Two years after the successful publication of Sense and Sensibility (the publishing of which was funded by Jane herself, and which was originally titled Elinor and Marianne in its nascent form over a decade earlier), Pride and Prejudice was published in January 1813 and instantly attained a popularity that endures after nearly 200 years. Four more novels followed: Mansfield Park , Emma , Persuasion , and Northanger Abbey . The last two were published posthumously in 1817 (the year of her death, at age 41, from a long illness), and Northanger Abbey had originally been written and worked on (as Susan ) in 1798. She left behind an unfinished novel, Sandition .
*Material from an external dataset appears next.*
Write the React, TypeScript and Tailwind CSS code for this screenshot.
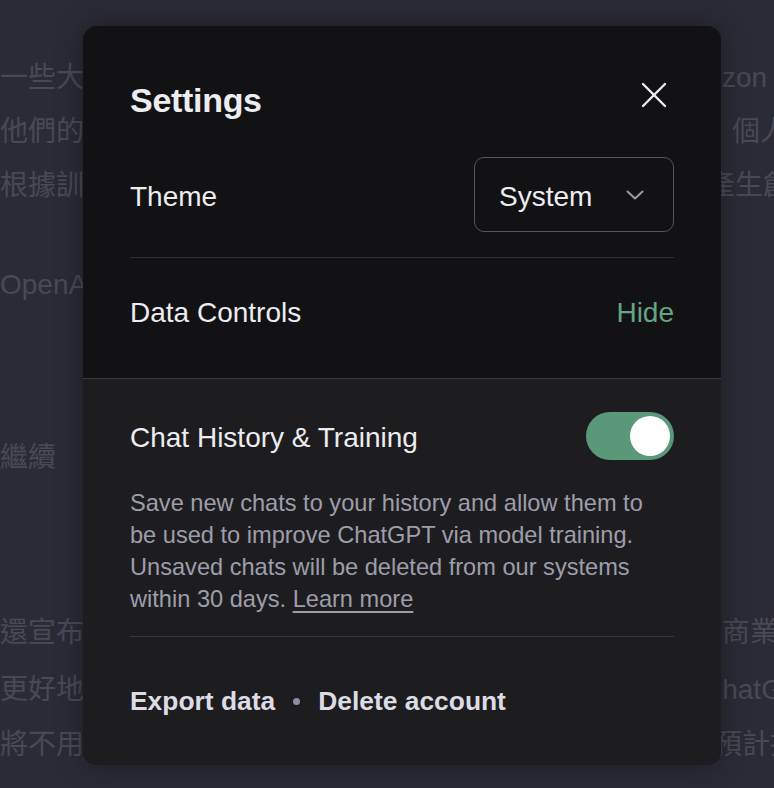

For a time, she wrote behind a door that creaked when visitors approached; this warning allowed her to hide manuscripts before anyone could enter. All of the books were initially published anonymously. Even so, Pride and Prejudice was such a success that, by September 1813 (eight months after it was first published), her authorship of the novel became less of a secret. Certainly her immediate family and close friends, and the literary community, knew that she was the author. Though publishing anonymously prevented her from acquiring a reputation in her own lifetime as a great author, it also enabled her to preserve her privacy at a time when English society equated a woman's entrance into the public sphere with a loss of femininity and respectability. Furthermore, as the Napoleonic Wars (1800-1815) threatened the safety of monarchies throughout Europe, government censorship of literature proliferated.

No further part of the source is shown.